What needs to be done: Repeat the span of the entries below that starts at the line with "Clone this screenshot" and ends at the line with "const options = ['Geen', 'Qualified', 'Itsme', 'eHerkenning'];", nothing more. Skip the pictures.

Material for the task:
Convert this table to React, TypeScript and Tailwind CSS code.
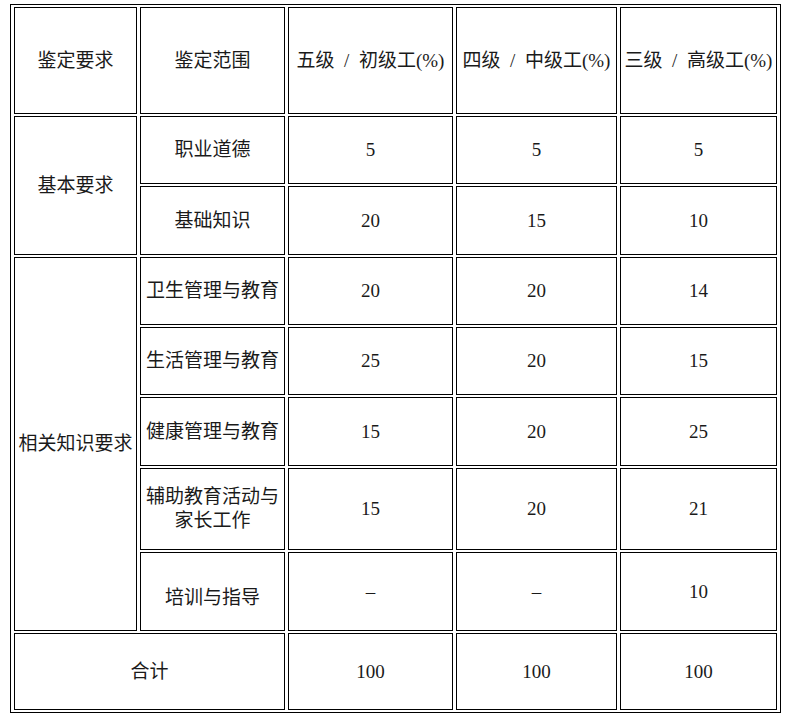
const rows: { range: string; values: string[]; h: string; extra?: string }[] = [
  { range: "职业道德", values: ["5", "5", "5"], h: "h-[68px]" },
  { range: "基础知识", values: ["20", "15", "10"], h: "h-[69px]" },
  { range: "卫生管理与教育", values: ["20", "20", "14"], h: "h-[68px]" },
  { range: "生活管理与教育", values: ["25", "20", "15"], h: "h-[68px]" },
  { range: "健康管理与教育", values: ["15", "20", "25"], h: "h-[69px]" },
  { range: "辅助教育活动与家长工作", values: ["15", "20", "21"], h: "h-[82px]" },
  { range: "培训与指导", values: ["–", "–", "10"], h: "h-[79px]", extra: "pt-[12px]" },
];

const cell = "border border-black px-[2px] text-center align-middle";

export default function App() {
  return (
    <div className="min-h-screen bg-white pl-[10px] pt-[4px]">
      <table
        className="w-[771px] table-fixed border-separate border-spacing-x-[3px] border-spacing-y-[2px] border border-black text-[19px] leading-[24px] text-[#1a1a1a]"
        style={{ fontFamily: '"Liberation Serif", "Noto Sans CJK SC", serif' }}
      >
        <colgroup>
          <col className="w-[123px]" />
          <col className="w-[145px]" />
          <col className="w-[165px]" />
          <col className="w-[161px]" />
          <col className="w-[157px]" />
        </colgroup>
        <tbody>
          <tr className="h-[107px]">
            <td className={cell}>鉴定要求</td>
            <td className={cell}>鉴定范围</td>
            <td className={cell}>五级&ensp;/&ensp;初级工(%)</td>
            <td className={cell}>四级&ensp;/&ensp;中级工(%)</td>
            <td className={cell}>三级&ensp;/&ensp;高级工(%)</td>
          </tr>
          {rows.map((row, i) => (
            <tr key={row.range} className={row.h}>
              {i === 0 && (
                <td className={cell} rowSpan={2}>
                  基本要求
                </td>
              )}
              {i === 2 && (
                <td className={cell} rowSpan={5}>
                  相关知识要求
                </td>
              )}
              <td className={`${cell} ${row.extra ?? ""}`}>{row.range}</td>
              {row.values.map((v, j) => (
                <td key={j} className={cell}>
                  {v}
                </td>
              ))}
            </tr>
          ))}
          <tr className="h-[77px]">
            <td className={cell} colSpan={2}>
              合计
            </td>
            <td className={cell}>100</td>
            <td className={cell}>100</td>
            <td className={cell}>100</td>
          </tr>
        </tbody>
      </table>
    </div>
  );
}
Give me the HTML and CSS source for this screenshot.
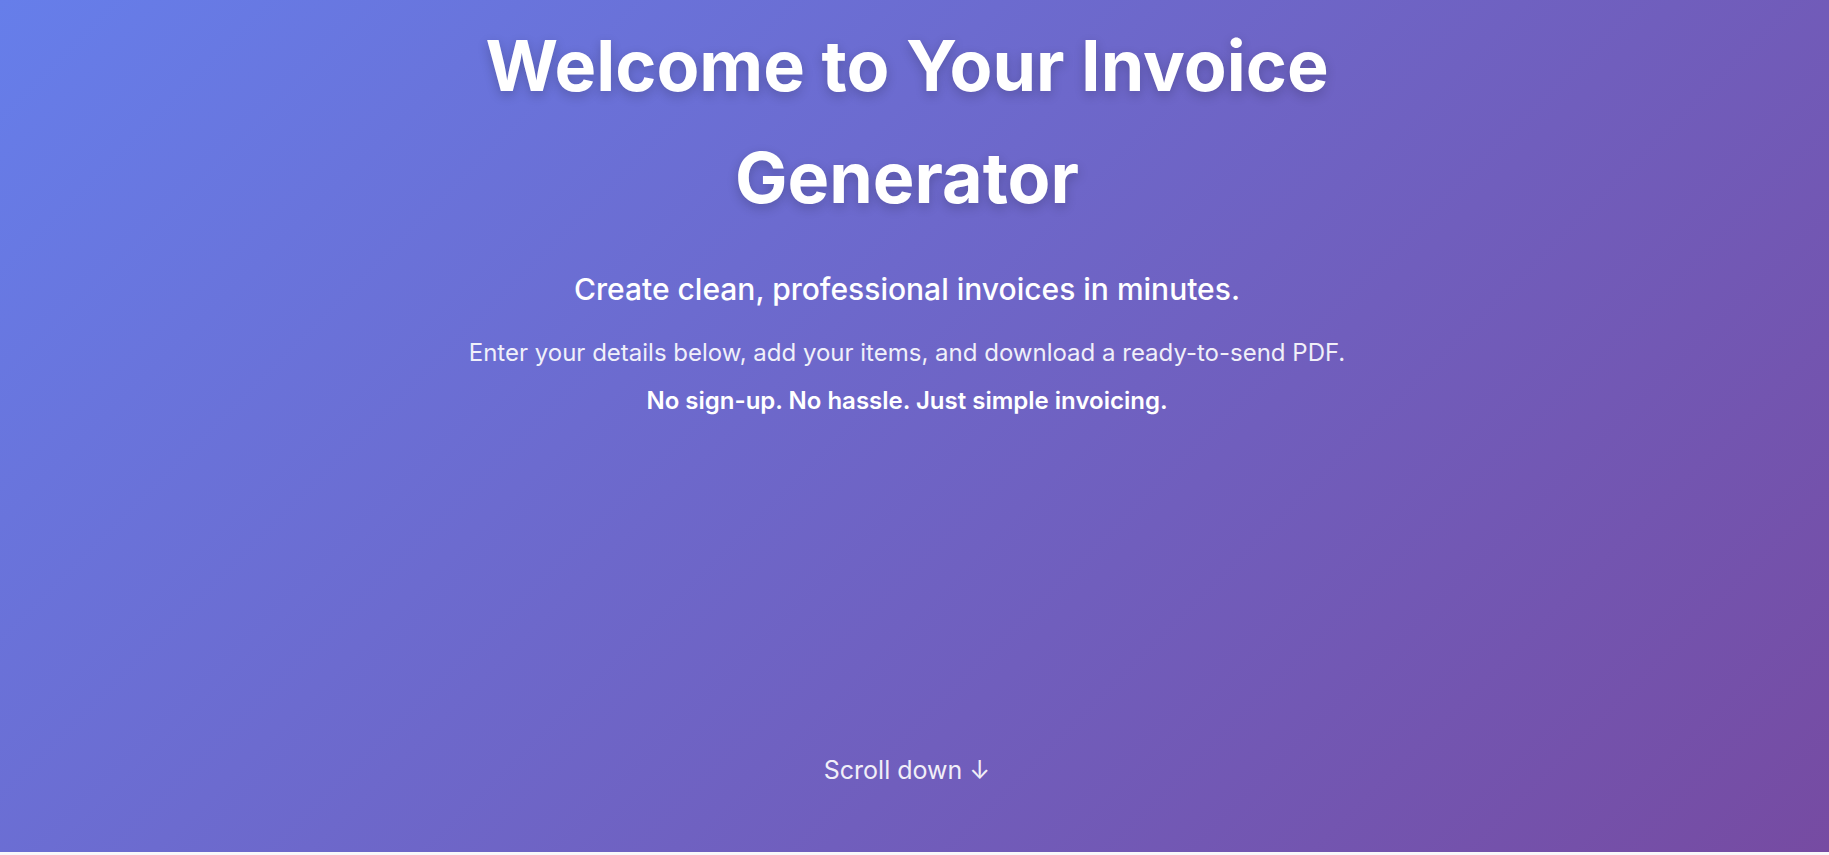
FILE: index.html
```html
<!DOCTYPE html>
<html lang="en">
<head>
    <meta charset="UTF-8">
    <meta name="viewport" content="width=device-width, initial-scale=1.0">
    <title>Invoice Generator</title>
    <link rel="stylesheet" href="styles.css">
</head>
<body>
    <section class="hero">
        <div class="hero-content">
            <h1>Welcome to Your Invoice Generator</h1>
            <p class="hero-lead">Create clean, professional invoices in minutes.</p>
            <p class="hero-text">Enter your details below, add your items, and download a ready-to-send PDF.</p>
            <p class="hero-strong">No sign-up. No hassle. Just simple invoicing.</p>
        </div>
        <div class="scroll-hint">Scroll down ↓</div>
    </section>
</body>
</html>
```

FILE: styles.css
```css
body {
    font-family: Inter, "Noto Sans", Arial, sans-serif;
    margin: 0;
    background-color: #f8f9fa;
    color: #333;
}

.hero {
    height: 852px;
    display: flex;
    flex-direction: column;
    align-items: center;
    justify-content: space-between;
    padding: 10px 35px 67px 20px;
    box-sizing: border-box;
    background: linear-gradient(135deg, #667eea 0%, #764ba2 100%);
    color: #fff;
    text-align: center;
}

.hero-content {
    max-width: 920px;
}

.hero h1 {
    font-size: 70px;
    font-weight: 700;
    line-height: 1.6;
    margin: 0 0 31px;
    text-shadow: 0 4px 12px rgba(0, 0, 0, 0.2);
}

.hero-lead {
    font-size: 30px;
    font-weight: 500;
    line-height: 1.6;
    margin: 0 0 21px;
}

.hero-text {
    font-size: 24px;
    line-height: 1.6;
    margin: 0 0 10px;
    opacity: 0.9;
}

.hero-strong {
    font-size: 24px;
    font-weight: 600;
    line-height: 1.6;
    margin: 0;
}

.scroll-hint {
    font-size: 25px;
    opacity: 0.9;
}
```
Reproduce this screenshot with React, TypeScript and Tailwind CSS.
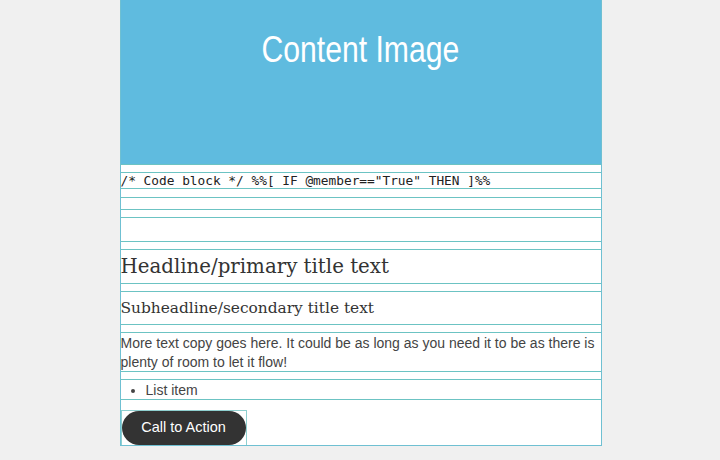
import React from 'react';

const line = 'border-b border-[#6cc3c3]';

const Spacer: React.FC<{ h: string }> = ({ h }) => <div className={`${h} ${line}`} />;

export default function App() {
  return (
    <div className="min-h-[460px] w-full bg-[#f0f0f0] flex justify-center">
      <div className="w-[482px] ml-[1px] bg-white border-x border-[#6fc0d2] flex flex-col h-[446px] border-b">
        {/* Image block */}
        <div className={`h-[166px] bg-[#5fbbdf] ${line} flex justify-center`}>
          <span className="pt-[28px] text-[37px] leading-[44px] text-white font-['Liberation_Sans',sans-serif] scale-x-[0.815] whitespace-nowrap">
            Content Image
          </span>
        </div>
        <Spacer h="h-[8px]" />

        {/* Code block */}
        <div className={`h-[16px] ${line} font-['DejaVu_Sans_Mono',monospace] text-[12.8px] leading-[15px] text-[#222] whitespace-pre`}>
          {'/* Code block */ %%[ IF @member=="True" THEN ]%%'}
        </div>
        <Spacer h="h-[9px]" />
        <Spacer h="h-[12px]" />
        <Spacer h="h-[8px]" />
        <Spacer h="h-[24px]" />
        <Spacer h="h-[8px]" />

        {/* Headline */}
        <div className={`h-[35px] ${line} flex items-center font-['DejaVu_Serif',serif] text-[19.8px] text-[#333]`}>
          Headline/primary title text
        </div>
        <Spacer h="h-[8px]" />

        {/* Subheadline */}
        <div className={`h-[33px] ${line} flex items-center font-['DejaVu_Serif',serif] text-[15.4px] text-[#333]`}>
          Subheadline/secondary title text
        </div>
        <Spacer h="h-[8px]" />

        {/* Paragraph */}
        <div className={`h-[39px] ${line} pt-[1px] font-['Liberation_Sans',sans-serif] text-[14px] leading-[19px] text-[#444]`}>
          More text copy goes here. It could be as long as you need it to be as there is plenty of room to let it flow!
        </div>
        <Spacer h="h-[8px]" />

        {/* List */}
        <div className={`h-[20px] ${line} font-['Liberation_Sans',sans-serif] text-[14px] leading-[20px] text-[#444]`}>
          <ul className="list-disc pl-[25px]">
            <li>List item</li>
          </ul>
        </div>
        <div className="h-[10px]" />

        {/* Button */}
        <div className="flex">
          <div className="border border-b-0 border-[#8fd0d0] w-[126px] h-[35px]">
            <button className="h-[34px] w-[124px] rounded-full bg-[#333] text-white font-['Liberation_Sans',sans-serif] text-[14.5px]">
              Call to Action
            </button>
          </div>
        </div>
      </div>
    </div>
  );
}
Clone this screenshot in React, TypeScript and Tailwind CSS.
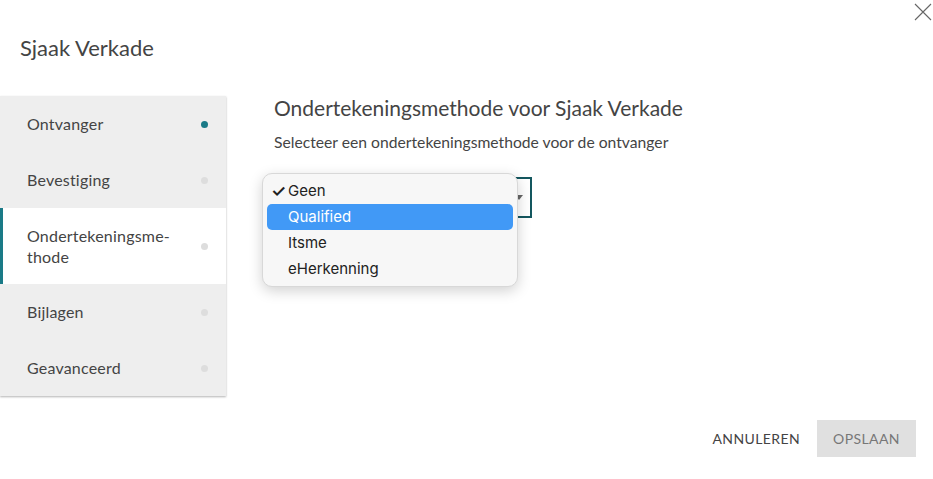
const steps = [
  { name: 'Ontvanger', done: true },
  { name: 'Bevestiging' },
  { name: 'Ondertekeningsme-\nthode', active: true },
  { name: 'Bijlagen' },
  { name: 'Geavanceerd' },
];

const options = ['Geen', 'Qualified', 'Itsme', 'eHerkenning'];

const App = () => {
  return (
    <div className="relative w-[933px] h-[479px] bg-white overflow-hidden text-[#444] font-['Lato',sans-serif]">
      {/* Close */}
      <button className="absolute right-[1px] top-[3px] w-[18px] h-[18px]">
        <svg viewBox="0 0 18 18" className="w-[18px] h-[18px]" stroke="#666" strokeWidth="1.1">
          <path d="M1 1 L17 17 M17 1 L1 17" />
        </svg>
      </button>

      <div className="pt-[34px] pl-[20px] h-[96px]">
        <h1 className="text-[22px] leading-[28px]">Sjaak Verkade</h1>
      </div>

      <div className="flex">
        {/* Sidebar */}
        <nav className="w-[226px] bg-[#eeeeee] shadow-[0_1px_2px_rgba(0,0,0,0.3)]">
          {steps.map((s) => (
            <div
              key={s.name}
              className={`flex items-center justify-between pr-[18px] ${
                s.active ? 'bg-white border-l-[3px] border-[#1a7a87] pl-[24px] h-[76px]' : 'pl-[27px] h-[56px]'
              }`}
            >
              <span className="text-[16px] leading-[21px] tracking-[0.2px] whitespace-pre-line -mt-[1px]">{s.name}</span>
              <span className={`w-[7px] h-[7px] rounded-full ${s.done ? 'bg-[#1a7a87]' : 'bg-[#dddddd]'}`} />
            </div>
          ))}
        </nav>

        {/* Content */}
        <div className="flex-1 pl-[48px]">
          <h2 className="text-[21px] leading-[24px]">Ondertekeningsmethode voor Sjaak Verkade</h2>
          <p className="mt-[12px] text-[15.7px] leading-[20px]">
            Selecteer een ondertekeningsmethode voor de ontvanger
          </p>

          <div className="relative mt-[25px] w-[258px]">
            <div className="h-[41px] border-2 border-[#14575f] flex items-center justify-end pr-[7px]">
              <span className="w-0 h-0 border-l-[4px] border-r-[4px] border-t-[5px] border-l-transparent border-r-transparent border-t-[#666]" />
            </div>

            {/* Native-like open menu */}
            <div className="absolute left-[-12px] top-[-4px] w-[256px] bg-[#f7f7f7] rounded-[10px] border border-[#d8d8d8] shadow-[0_4px_14px_rgba(0,0,0,0.18)] py-[4px] px-[4px] font-['Inter',sans-serif] text-[15px] text-[#222]">
              {options.map((o, i) => (
                <div
                  key={o}
                  className={`relative h-[26px] flex items-center pl-[21px] rounded-[5px] ${
                    i === 1 ? 'bg-[#4199f6] text-white' : ''
                  }`}
                >
                  {i === 0 && <span className="absolute left-[4px] top-[1px] text-[17px] font-semibold">✓</span>}
                  {o}
                </div>
              ))}
            </div>
          </div>
        </div>
      </div>

      {/* Footer */}
      <div className="absolute right-[17px] bottom-[22px] flex items-center gap-[17px]">
        <button className="text-[14px] tracking-[0.4px] text-[#444]">ANNULEREN</button>
        <button className="w-[99px] h-[37px] bg-[#e0e0e0] text-[14px] tracking-[0.4px] text-[#777]">OPSLAAN</button>
      </div>
    </div>
  );
};

export default App;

Answer to the exercise:
Clone this screenshot in React, TypeScript and Tailwind CSS.
const steps = [
  { name: 'Ontvanger', done: true },
  { name: 'Bevestiging' },
  { name: 'Ondertekeningsme-\nthode', active: true },
  { name: 'Bijlagen' },
  { name: 'Geavanceerd' },
];

const options = ['Geen', 'Qualified', 'Itsme', 'eHerkenning'];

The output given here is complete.